3 - bias. Has the witness got a reason to lie? Why would Gerstein lie about gassings? What would his motive be and can that motive be proved?
Of those, corroboration is the most important, as it removes opinion from the assessment. When Gerstein is corroborated about gassings inside chambers, that is not an opinion. It is a fact derived from multiple sources of evidence.
Nessie wrote: ↑Tue Apr 14, 2026 7:30 am
Revisionist rejection of the evidence of gas chambers, revolves around their disbelief that German engineers could make gas chambers that functioned as witnesses recollected them, suggesting that means all the witnesses lied and there were no gas chambers.
[...]
It is baffling that revisionists do not believe the witness descriptions, when they accept that of course German engineers could build gas chambers, to delouse clothing.
You don't understand revisionism at all.
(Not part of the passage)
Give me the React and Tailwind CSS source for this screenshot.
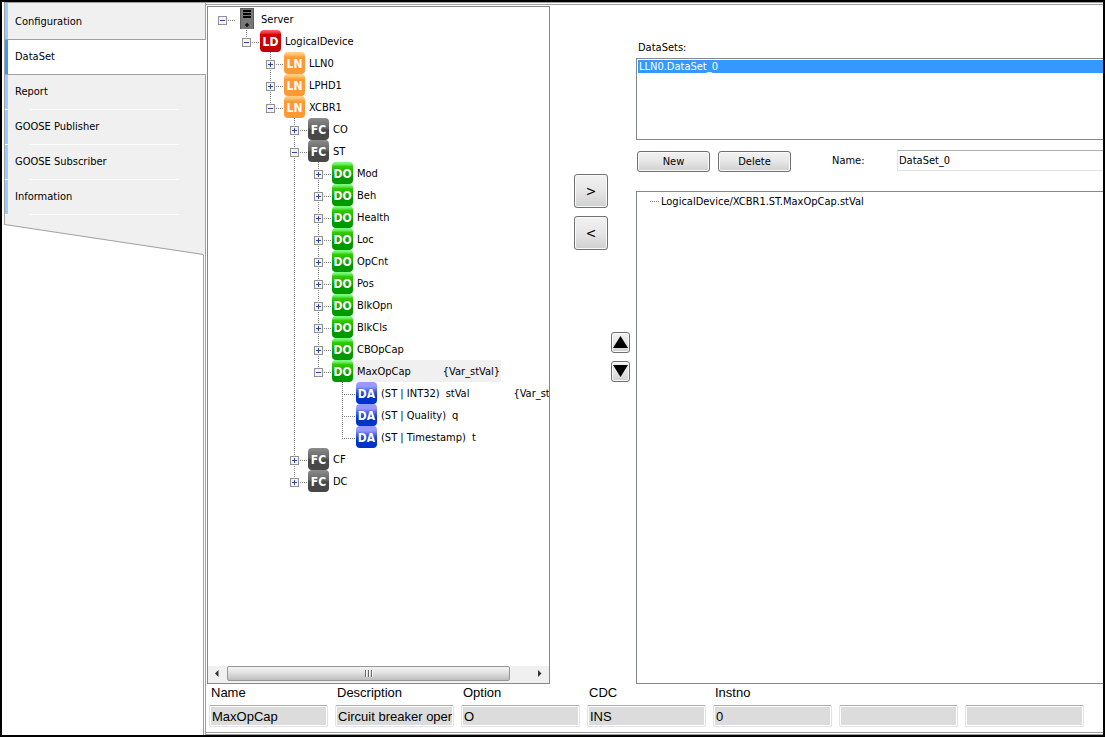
import { useState } from 'react'

const TABS = ['Configuration', 'DataSet', 'Report', 'GOOSE Publisher', 'GOOSE Subscriber', 'Information']

const TREE = {
  type: 'SERVER',
  label: 'Server',
  children: [
    {
      type: 'LD',
      label: 'LogicalDevice',
      children: [
        { type: 'LN', label: 'LLN0', closed: true },
        { type: 'LN', label: 'LPHD1', closed: true },
        {
          type: 'LN',
          label: 'XCBR1',
          children: [
            { type: 'FC', label: 'CO', closed: true },
            {
              type: 'FC',
              label: 'ST',
              children: [
                { type: 'DO', label: 'Mod', closed: true },
                { type: 'DO', label: 'Beh', closed: true },
                { type: 'DO', label: 'Health', closed: true },
                { type: 'DO', label: 'Loc', closed: true },
                { type: 'DO', label: 'OpCnt', closed: true },
                { type: 'DO', label: 'Pos', closed: true },
                { type: 'DO', label: 'BlkOpn', closed: true },
                { type: 'DO', label: 'BlkCls', closed: true },
                { type: 'DO', label: 'CBOpCap', closed: true },
                {
                  type: 'DO',
                  label: 'MaxOpCap',
                  variable: '{Var_stVal}',
                  selected: true,
                  children: [
                    { type: 'DA', prefix: '(ST | INT32)', label: 'stVal', variable: '{Var_stVal}' },
                    { type: 'DA', prefix: '(ST | Quality)', label: 'q' },
                    { type: 'DA', prefix: '(ST | Timestamp)', label: 't' },
                  ],
                },
              ],
            },
            { type: 'FC', label: 'CF', closed: true },
            { type: 'FC', label: 'DC', closed: true },
          ],
        },
      ],
    },
  ],
}

const FIELDS = [
  { id: 'name', label: 'Name', value: 'MaxOpCap' },
  { id: 'description', label: 'Description', value: 'Circuit breaker oper' },
  { id: 'option', label: 'Option', value: 'O' },
  { id: 'cdc', label: 'CDC', value: 'INS' },
  { id: 'instno', label: 'Instno', value: '0' },
  { id: 'extra1', label: '', value: '' },
  { id: 'extra2', label: '', value: '' },
]

const BADGES = {
  LD: 'from-[#ff6666] from-0% via-[#d60000] via-20% to-[#bb0000]',
  LN: 'from-[#ffd080] from-5% via-[#ff9933] via-25% to-[#ff9933]',
  FC: 'from-[#8c8c8c] from-0% via-[#666666] via-45% to-[#484848] to-55%',
  DO: 'from-[#77ff77] from-5% via-[#33cc00] via-20% to-[#009900] to-65%',
  DA: 'from-[#9999ff] from-20% via-[#3355dd] via-45% to-[#0033cc] to-65%',
}

const BUTTON =
  'rounded-[3px] border border-[#707070] bg-linear-to-b from-[#f2f2f2] from-0% via-[#e6e6e6] via-50% to-[#cfcfcf] shadow-[inset_0_0_0_1px_#fafafa]'

function NodeIcon({ type }) {
  if (type === 'SERVER') {
    return (
      <svg className="h-[22px] w-[21px] shrink-0" viewBox="0 0 21 22" aria-hidden="true">
        <rect x="4" y="0" width="14" height="21" fill="#777" />
        <path d="M4.5 21V.5H17.5V21" fill="none" stroke="#5c5c5c" />
        <path d="M7 3h8M7 6h8M7 9h8" stroke="#000" strokeWidth="2" />
        <path d="M11 15v4M9 17h4" stroke="#111" strokeWidth="1.5" />
      </svg>
    )
  }
  return (
    <span
      className={`flex h-[22px] w-[21px] shrink-0 items-center justify-center rounded-[4px] bg-linear-to-b pt-px font-['DejaVu_Sans_Condensed','DejaVu_Sans',sans-serif] text-[12px] leading-none font-bold text-white ${BADGES[type]}`}
    >
      {type}
    </span>
  )
}

// One 24px column of connector lines to the left of a node
function Guide({ up, down, across, box }) {
  return (
    <svg className="h-[22px] w-6 shrink-0" viewBox="0 0 24 22" shapeRendering="crispEdges" aria-hidden="true">
      <g stroke="#808080" strokeDasharray="1 1" fill="none">
        {up && <path d="M10.5 0V12" />}
        {down && <path d="M10.5 12V22" />}
        {across && <path d="M10 12.5H24" />}
      </g>
      {box && (
        <>
          <rect x="6.5" y="8.5" width="8" height="8" fill="#f4f4f4" stroke="#919191" />
          <path d={box === 'plus' ? 'M8 12.5h5M10.5 10v5' : 'M8 12.5h5'} stroke="#2b4a9b" />
        </>
      )}
    </svg>
  )
}

function TreeNode({ node, rails = [], last = true, root = false }) {
  const [open, setOpen] = useState(!node.closed)
  const children = node.children || []
  const leaf = !node.closed && children.length === 0
  const box = leaf ? null : open ? 'minus' : 'plus'

  return (
    <li>
      <div className="flex h-[22px]">
        {rails.map((on, i) => (
          <Guide key={i} up={on} down={on} />
        ))}
        {leaf ? (
          <Guide up down={!last} across />
        ) : (
          <button aria-label={`Toggle ${node.label}`} onClick={() => setOpen(!open)}>
            <Guide up={!root} down={!last} across box={box} />
          </button>
        )}
        <NodeIcon type={node.type} />
        <span className={`flex h-[22px] items-center pt-px pl-1 whitespace-pre ${node.selected ? 'bg-[#f0f0f0] pr-px' : ''}`}>
          {node.prefix && <span className="pr-1.5">{node.prefix}</span>}
          {node.label}
          {node.variable && <span className={node.selected ? 'pl-8' : 'pl-11'}>{node.variable}</span>}
        </span>
      </div>
      {open && children.length > 0 && (
        <ul>
          {children.map((child, i) => (
            <TreeNode
              key={child.label}
              node={child}
              rails={root ? [false] : [...rails, !last]}
              last={i === children.length - 1}
            />
          ))}
        </ul>
      )}
    </li>
  )
}

function Sidebar({ active, onSelect }) {
  return (
    <nav className="flex w-[204px] shrink-0 flex-col pl-0.5">
      {TABS.map((tab) => (
        <button
          key={tab}
          onClick={() => onSelect(tab)}
          className={`flex flex-col border-l border-l-[#a0a0a0] text-left ${
            tab === active ? 'bg-white' : 'border-r border-r-[#a0a0a0] bg-[#f0f0f0]'
          } ${tab === active || tab === 'Configuration' ? 'border-b border-b-[#a0a0a0]' : ''} ${
            tab === 'Configuration' ? 'h-[38px] border-t border-t-[#a0a0a0]' : 'h-[35px]'
          }`}
        >
          <span
            className={`flex w-full flex-1 items-center border-l-3 pl-[7px] ${
              tab === active ? 'border-[#3399ff]' : 'border-[#99ccff]'
            } ${tab === 'Configuration' ? '' : 'pb-0.5'}`}
          >
            {tab}
          </span>
          {tab !== active && tab !== 'Configuration' && (
            <span className="flex w-full">
              <span className="h-px w-[3px] bg-white" />
              <span className="ml-[22px] h-px w-[149px] bg-white" />
            </span>
          )}
        </button>
      ))}
      <svg className="h-10 w-full" viewBox="0 0 202 40" aria-hidden="true">
        <path d="M0 0H201V40H199.5L.5 9.5Z" fill="#f0f0f0" />
        <path d="M.5 0V9.5L199.5 39.5M201.5 0V40" fill="none" stroke="#a0a0a0" />
      </svg>
      <div className="flex-1 border-r-3 border-double border-[#a0a0a0]" />
    </nav>
  )
}

function ScrollBar() {
  return (
    <div className="flex h-[17px] shrink-0 items-start bg-[#f0f0f0]" aria-hidden="true">
      <svg className="h-[15px] w-[19px]" viewBox="0 0 19 15">
        <path d="M10.5 4v7L7 7.5z" fill="#333" />
      </svg>
      <div className="flex h-[15px] flex-1 items-center justify-center gap-px rounded-[2px] border border-[#979797] bg-linear-to-b from-[#f5f5f5] via-[#dedede] to-[#bdbdbd]">
        <span className="h-[7px] w-0.5 border-r border-white bg-[#666]" />
        <span className="h-[7px] w-0.5 border-r border-white bg-[#666]" />
        <span className="h-[7px] w-0.5 border-r border-white bg-[#666]" />
      </div>
      <svg className="ml-5 h-[15px] w-[19px]" viewBox="0 0 19 15">
        <path d="M8 4v7l3.5-3.5z" fill="#333" />
      </svg>
    </div>
  )
}

export default function App() {
  const [active, setActive] = useState('DataSet')
  const [dataSetName, setDataSetName] = useState('DataSet_0')

  return (
    <div className="flex min-h-screen border-2 border-black bg-white font-['DejaVu_Sans_Condensed','DejaVu_Sans',sans-serif] text-[11px] leading-[13px] text-black">
      <Sidebar active={active} onSelect={setActive} />

      <main className="flex min-w-0 flex-1 flex-col border-y-3 border-double border-[#a0a0a0]">
        <div className="flex flex-1 pt-px">
          {/* Server tree */}
          <section className="ml-px flex w-[343px] shrink-0 flex-col border border-[#828790]">
            <ul className="flex-1 overflow-hidden pt-px pl-1">
              <TreeNode node={TREE} root />
            </ul>
            <ScrollBar />
          </section>

          {/* Move buttons */}
          <div className="flex w-[86px] shrink-0 flex-col pt-[168px] pr-[6px] pl-6">
            <button aria-label="Add" className={`mb-2 size-[34px] text-[14px] ${BUTTON}`}>
              &gt;
            </button>
            <button aria-label="Remove" className={`size-[34px] text-[14px] ${BUTTON}`}>
              &lt;
            </button>
            <div className="mt-[82px] flex flex-col gap-2 self-end">
              <button aria-label="Move up" className={`flex h-[21px] w-[19px] items-center justify-center pb-0.5 ${BUTTON}`}>
                <svg className="h-3 w-[15px]" viewBox="0 0 15 12">
                  <path d="M7.5 0L15 12H0z" />
                </svg>
              </button>
              <button aria-label="Move down" className={`flex h-[21px] w-[19px] items-center justify-center pb-0.5 ${BUTTON}`}>
                <svg className="h-3 w-[15px]" viewBox="0 0 15 12">
                  <path d="M7.5 12L15 0H0z" />
                </svg>
              </button>
            </div>
          </div>

          {/* Data sets */}
          <section className="flex min-w-0 flex-1 flex-col">
            <h2 className="pt-[35px] pb-1 pl-0.5">DataSets:</h2>
            <ul className="h-[82px] border-y border-l border-[#828790] py-px pl-px">
              <li className="bg-[#3399ff] pl-px text-white">LLN0.DataSet_0</li>
            </ul>
            <div className="flex items-start pt-[10px] pl-px">
              <button className={`mt-px h-[21px] w-[73px] ${BUTTON}`}>New</button>
              <button className={`mt-px ml-2 h-[21px] w-[73px] ${BUTTON}`}>Delete</button>
              <label htmlFor="dataset-name" className="ml-[41px] w-[65px] pt-1">
                Name:
              </label>
              <input
                id="dataset-name"
                value={dataSetName}
                onChange={(e) => setDataSetName(e.target.value)}
                className="h-[21px] min-w-0 flex-1 border-y border-l border-[#e2e3ea] border-t-[#abadb3] pl-px outline-none"
              />
            </div>
            <ul className="mt-[19px] flex-1 border-y border-l border-[#828790] pt-[3px] pl-[13px]">
              <li className="flex items-center gap-0.5">
                <span className="w-[9px] border-t border-dotted border-[#808080]" />
                LogicalDevice/XCBR1.ST.MaxOpCap.stVal
              </li>
            </ul>
          </section>
        </div>

        {/* Selected node details */}
        <div className="flex gap-[7px] pt-px pb-[5px] pl-[3px] font-['Liberation_Sans',sans-serif] text-[13px] leading-4">
          {FIELDS.map((field) => (
            <div key={field.id} className="flex w-[119px] flex-col">
              <label htmlFor={field.id} className="h-5 pl-0.5">
                {field.label}
              </label>
              <input
                id={field.id}
                aria-label={field.label || 'Attribute'}
                value={field.value}
                readOnly
                className="h-[22px] rounded-[2px] border border-[#e2e3ea] border-t-[#abadb3] bg-[#dcdcdc] pl-0.5 shadow-[inset_0_0_0_1px_#fff] outline-none"
              />
            </div>
          ))}
        </div>
      </main>
    </div>
  )
}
What is merely possible to be built is not nearly as relevant as what was built, but you are forced to argue in the realm of possibilities because what was actually built obviously falls short. The stark comparison to delousing chambers makes that deficiency all the more obvious.
Revisionists take witness claims about the gas chambers, over how many people fitted inside, what gas was used, how long the process took and the limited information we have about the ventilation and declare the gas chambers were a physical impossibility, the witnesses lied. They ignore the evidenced fact that the Nazis did build and operate numerous gas chambers for delousing clothing, so it stands to reason they could build one that could be used to kill people.
As for witness descriptions, if you yourself believed them then you would defend them directly instead of constantly reverting back to these nonsensical blanket statements.
I have just defenced Gerstein as a witness and explained that he is corroborated and that he is not reliable or credible on the details, as he made mistakes. I can do the same with any other witness you care to name.